Mr Zuma’s regrettable comments have the specific import of implying two issues. Firstly that he believes that his country is ‘exceptional’ and therefore cannot be viewed from the prism of being a sister African country.

He may be correct in the eyes of his supporters but the premise of this argumentation is however politically misplaced. South Africa is indeed an exceptional country but not by way of narrow, self-serving comparison to the status of the development of other African countries.

It is exceptional in the sense that it owes its liberation not only to the current ruling party but the contribution of many African countries and peoples that its current president finds fit to deride.

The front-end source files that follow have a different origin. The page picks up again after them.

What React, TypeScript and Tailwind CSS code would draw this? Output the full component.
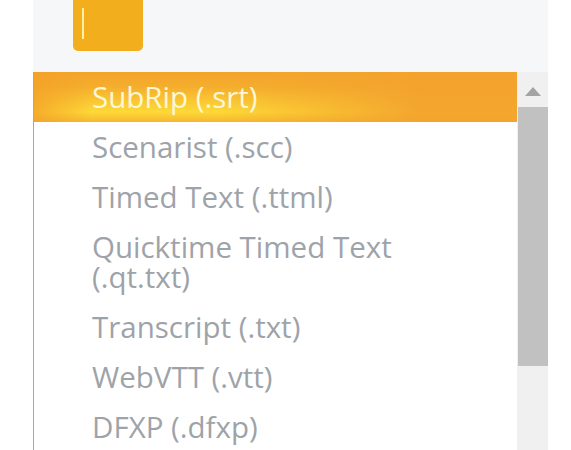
const formats = [
  "SubRip (.srt)",
  "Scenarist (.scc)",
  "Timed Text (.ttml)",
  "Quicktime Timed Text (.qt.txt)",
  "Transcript (.txt)",
  "WebVTT (.vtt)",
  "DFXP (.dfxp)",
];

const App = () => {
  return (
    <div className="w-full h-[450px] bg-white overflow-hidden" style={{ fontFamily: '"Open Sans", sans-serif' }}>
      <div className="ml-[33px] w-[515px]">
        {/* Toolbar with the active button */}
        <div className="h-[72px] bg-[#f6f7f9]">
          <div className="ml-[40px] w-[70px] h-[51px] rounded-b-[5px] bg-[#f2ae1c] pl-[9px] pt-[8px]">
            <div className="w-[2px] h-[31px] bg-[#fff3a0]"></div>
          </div>
        </div>

        {/* Dropdown list */}
        <div className="flex">
          <ul className="flex-1 border-l border-[#a9a9a9] bg-white">
            {formats.map((f, i) => (
              <li
                key={f}
                className={
                  i === 0
                    ? "pl-[58px] pr-[40px] py-[10px] text-[29.5px] leading-[30px] text-[#fff6d6] bg-[linear-gradient(to_right,rgba(243,162,40,0.8)_0%,rgba(243,162,40,0)_12%,rgba(243,162,40,0)_38%,rgba(243,163,45,0.95)_80%),linear-gradient(to_bottom,#f3a42b_0%,#f5ae2d_30%,#fbd035_68%,#fdd936_80%,#f7b630_100%)]"
                    : "pl-[58px] pr-[40px] py-[10px] text-[29.5px] leading-[30px] text-[#9ea3a9]"
                }
              >
                {f}
              </li>
            ))}
          </ul>

          {/* Scrollbar */}
          <div className="w-[31px] h-[378px] bg-[#f0f0f0] flex flex-col">
            <div className="h-[35px] flex items-center justify-center pt-[4px]">
              <svg width="16" height="9" viewBox="0 0 16 9">
                <polygon points="8,0 16,9 0,9" fill="#a3a3a3" />
              </svg>
            </div>
            <div className="ml-[1px] h-[259px] bg-[#c1c1c1]"></div>
          </div>
        </div>
      </div>
    </div>
  );
};

export default App;
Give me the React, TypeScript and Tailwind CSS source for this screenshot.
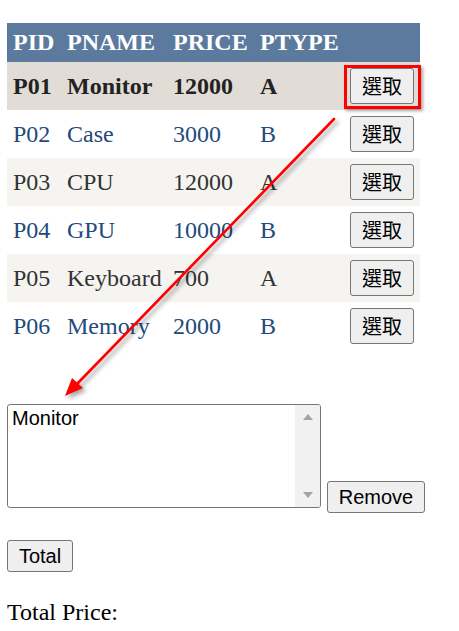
import React from "react";

type Product = { pid: string; name: string; price: number; type: string };

const products: Product[] = [
  { pid: "P01", name: "Monitor", price: 12000, type: "A" },
  { pid: "P02", name: "Case", price: 3000, type: "B" },
  { pid: "P03", name: "CPU", price: 12000, type: "A" },
  { pid: "P04", name: "GPU", price: 10000, type: "B" },
  { pid: "P05", name: "Keyboard", price: 700, type: "A" },
  { pid: "P06", name: "Memory", price: 2000, type: "B" },
];

const serif = "font-['Liberation_Serif','Times_New_Roman',serif]";
const sans = "font-['Liberation_Sans',Arial,sans-serif]";

function rowClass(i: number) {
  if (i === 0) return "bg-[#e1ddd6] font-bold text-[#222222]";
  if (i % 2 === 0) return "bg-[#f5f4f1] text-[#333333]";
  return "bg-white text-[#234a7c]";
}

export default function App() {
  return (
    <div className={`relative min-h-[631px] w-[459px] bg-white pl-[7px] pt-[23px] ${serif}`}>
      <table className="w-[413px] table-fixed border-collapse text-[24px] leading-[28px]">
        <thead>
          <tr className="bg-[#5b7a9e] text-left font-bold text-white">
            <th className="w-[54px] px-[6px] pb-[6px] pt-[5px]">PID</th>
            <th className="w-[106px] px-[6px] pb-[6px] pt-[5px]">PNAME</th>
            <th className="w-[87px] px-[6px] pb-[6px] pt-[5px]">PRICE</th>
            <th className="w-[90px] px-[6px] pb-[6px] pt-[5px]">PTYPE</th>
            <th className="w-[76px] px-[6px] pb-[6px] pt-[5px]"></th>
          </tr>
        </thead>
        <tbody>
          {products.map((p, i) => (
            <tr key={p.pid} className={rowClass(i)}>
              <td className="px-[6px] py-0 align-middle whitespace-nowrap">{p.pid}</td>
              <td className="px-[6px] py-0 align-middle whitespace-nowrap">{p.name}</td>
              <td className="px-[6px] py-0 align-middle whitespace-nowrap">{p.price}</td>
              <td className="px-[6px] py-0 align-middle whitespace-nowrap">{p.type}</td>
              <td className="px-[6px] py-[6px] align-middle">
                <button className="flex h-[36px] w-[64px] items-center justify-center rounded-[3px] border border-[#767676] bg-[#efefef] font-['Noto_Sans_CJK_TC',sans-serif] text-[20px] font-normal leading-none text-black">
                  選取
                </button>
              </td>
            </tr>
          ))}
        </tbody>
      </table>

      <div className="mt-[54px] flex h-[109px] gap-[6px]">
        <div className="relative h-[104px] w-[314px] overflow-hidden rounded-[3px] border border-[#767676] bg-white">
          <div className={`pl-[4px] pt-[1px] text-[20px] leading-[24px] text-black ${sans}`}>Monitor</div>
          <div className="absolute right-0 top-0 flex h-full w-[25px] flex-col items-center justify-between bg-[#f1f1f1] py-[9px]">
            <span className="h-0 w-0 border-x-[5px] border-b-[6px] border-x-transparent border-b-[#a3a3a3]" />
            <span className="h-0 w-0 border-x-[5px] border-t-[6px] border-x-transparent border-t-[#a3a3a3]" />
          </div>
        </div>
        <button className={`h-[32px] w-[98px] self-end rounded-[3px] border border-[#767676] bg-[#efefef] text-[20px] leading-none text-black ${sans}`}>
          Remove
        </button>
      </div>

      <button className={`mt-[27px] block h-[32px] w-[66px] rounded-[3px] border border-[#767676] bg-[#efefef] text-[20px] leading-none text-black ${sans}`}>
        Total
      </button>

      <p className="mt-[26px] text-[24px] leading-[28px] text-black">Total Price:</p>

      {/* annotation: red highlight box + arrow */}
      <div className="pointer-events-none absolute left-[344px] top-[65px] h-[44px] w-[77px] border-[3px] border-[#ff0000] shadow-[2px_2px_3px_rgba(0,0,0,0.35)]" />
      <svg
        className="pointer-events-none absolute left-0 top-0"
        width="459"
        height="631"
        style={{ filter: "drop-shadow(3px 3px 2px rgba(0,0,0,0.35))" }}
      >
        <line x1="334" y1="119" x2="77" y2="384" stroke="#ff0000" strokeWidth="2.6" strokeLinecap="round" />
        <polygon points="65,396 83,388 72,378" fill="#ff0000" />
      </svg>
    </div>
  );
}
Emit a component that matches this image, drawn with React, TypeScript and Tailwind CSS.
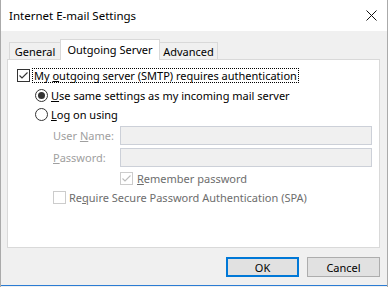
import React from "react";

const font = { fontFamily: '"Noto Sans", sans-serif' };

function CheckBox({ checked, disabled }: { checked?: boolean; disabled?: boolean }) {
  const border = disabled ? "border-[#cccccc]" : "border-[#333333]";
  return (
    <div className={`w-[13px] h-[13px] border ${border} bg-white flex items-center justify-center shrink-0`}>
      {checked && (
        <svg width="11" height="11" viewBox="0 0 11 11">
          <path d="M1.5 5.5 L4 8 L9.5 2.5" fill="none" stroke={disabled ? "#bcbcbc" : "#333333"} strokeWidth="1.1" />
        </svg>
      )}
    </div>
  );
}

function Radio({ checked }: { checked?: boolean }) {
  return (
    <div className="w-[13px] h-[13px] rounded-full border border-[#333333] bg-white flex items-center justify-center shrink-0">
      {checked && <div className="w-[7px] h-[7px] rounded-full bg-[#333333]" />}
    </div>
  );
}

export default function App() {
  return (
    <div
      className="w-[388px] h-[287px] bg-[#f0f0f0] border-l border-r border-[#aaaaaa] flex flex-col text-[11px] text-black overflow-hidden"
      style={font}
    >
      {/* Title bar */}
      <div className="h-[31px] bg-white flex items-center justify-between pl-[8px] pr-[9px] shrink-0">
        <span className="text-[11.5px] leading-none">Internet E-mail Settings</span>
        <svg width="11" height="11" viewBox="0 0 11 11" className="mr-[1px]">
          <path d="M0.5 0.5 L10.5 10.5 M10.5 0.5 L0.5 10.5" stroke="#111" strokeWidth="1" />
        </svg>
      </div>

      {/* Tabs */}
      <div className="flex items-end pl-[8px] mt-[7px] h-[21px] relative z-10">
        <div className="h-[17px] w-[52px] border border-b-0 border-[#d9d9d9] flex items-center justify-center leading-none pt-[1px]">
          General
        </div>
        <div className="h-[21px] w-[100px] -ml-px bg-white border border-b-0 border-[#d9d9d9] flex items-start pt-[4px] justify-center leading-none -mb-px">
          <span>Outgoing Server</span>
        </div>
        <div className="h-[17px] w-[59px] -ml-px border border-b-0 border-[#d9d9d9] flex items-center justify-center leading-none pt-[1px]">
          Advanced
        </div>
      </div>

      {/* Panel */}
      <div className="ml-[6px] w-[373px] h-[189px] bg-white border border-[#d9d9d9] flex flex-col shrink-0">
        <div className="mt-[8px] h-[15px] flex items-center pl-[9px]">
          <CheckBox checked />
          <span className="ml-[2px] h-[15px] px-[1px] border border-dotted border-black flex items-center leading-none whitespace-nowrap">
            My&nbsp;<u>o</u>utgoing server (SMTP) requires authentication
          </span>
        </div>
        <div className="mt-[5px] h-[15px] flex items-center pl-[27px]">
          <Radio checked />
          <span className="ml-[3px] leading-none whitespace-nowrap">
            <u>U</u>se same settings as my incoming mail server
          </span>
        </div>
        <div className="mt-[4px] h-[15px] flex items-center pl-[27px]">
          <Radio />
          <span className="ml-[3px] leading-none whitespace-nowrap">
            <u>L</u>og on using
          </span>
        </div>
        <div className="mt-[4px] h-[19px] flex items-center pl-[45px]">
          <span className="w-[67px] text-[#a0a0a0] leading-none whitespace-nowrap">
            User <u>N</u>ame:
          </span>
          <div className="w-[252px] h-[19px] bg-[#f0f0f0] border border-[#ccd0d8]" />
        </div>
        <div className="mt-[3px] h-[19px] flex items-center pl-[45px]">
          <span className="w-[67px] text-[#a0a0a0] leading-none whitespace-nowrap">
            <u>P</u>assword:
          </span>
          <div className="w-[252px] h-[19px] bg-[#f0f0f0] border border-[#ccd0d8]" />
        </div>
        <div className="mt-[4px] h-[15px] flex items-center pl-[112px]">
          <CheckBox checked disabled />
          <span className="ml-[4px] text-[#6d6d6d] leading-none whitespace-nowrap">
            <u>R</u>emember password
          </span>
        </div>
        <div className="mt-[4px] h-[15px] flex items-center pl-[45px]">
          <CheckBox disabled />
          <span className="ml-[3px] text-[#6d6d6d] leading-none whitespace-nowrap">
            Re<u>q</u>uire Secure Password Authentication (SPA)
          </span>
        </div>
      </div>

      {/* Buttons */}
      <div className="flex justify-end gap-[8px] pr-[7px] mt-[9px]">
        <button className="w-[73px] h-[20px] bg-[#e1e1e1] border-2 border-[#0078d7] flex items-center justify-center leading-none">
          OK
        </button>
        <button className="w-[73px] h-[20px] bg-[#e1e1e1] border border-[#adadad] flex items-center justify-center leading-none">
          Cancel
        </button>
      </div>

      <div className="mt-[8px] h-px bg-[#2b7cd3] shrink-0" />
    </div>
  );
}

Furthermore, assumptions of any economic/development superiority of South Africa must also be premised on the knowledge that due to the colonial development of forced (political and economic) circular migration in Southern Africa, contributions to its current status are also historically grounded in the peoples of the sub-region.

This is why some of the most tragic colonial institutions were the Native Labour Associations, inclusive of the notorious but heavily utilised Witwatersrand Native Labour Association (commonly referred to as Wenela by us, the African locals.)

In singularly claiming a specific un-African uniqueness to his country, President Zuma is being dishonest to himself and the legacy of African liberation struggles that his own party, the ANC, proudly lays claim to.

His utterances are borderline disheartening confirmation of the unfortunate myth that the more an African country was colonised, the better it turned out in development/modernisation.

If that were to be true, we might as well thank the settler colonials for getting us to where we are, a development that would be a treasonous betrayal of the liberation struggles whose challenges and objectives we are still trying to overcome and achieve in contemporary time.

A second and final effect of the statement attributed to Mr. Zuma is its import on xenophobia in his own backyard. The consistent and violent “othering” of fellow Africans by poorer South Africans cannot have found better endorsement than in the utterances of its head of government.

Because there is a misconception that citizens from other African countries come to take local jobs, any insinuation, particularly at the highest leadership level, that South Africa is rich beyond the imagination of the rest of the continent does not serve to promote peaceful co-existence in volatile communities.

Instead it gives wrong nationalistic premise to poorer and disadvantaged South Africans to want to falsely but violently gate-keep wealth that they do not control anyway.

Indeed South Africa is exceptional (as is any other country) and its roads are not like those of Malawi. It however is an African country on the African continent and with its historical umbilical cord in Africa. While we can forgive the ignorance of musicians and other artistic celebrities, President Zuma’s unfortunate attempt at humour is not funny.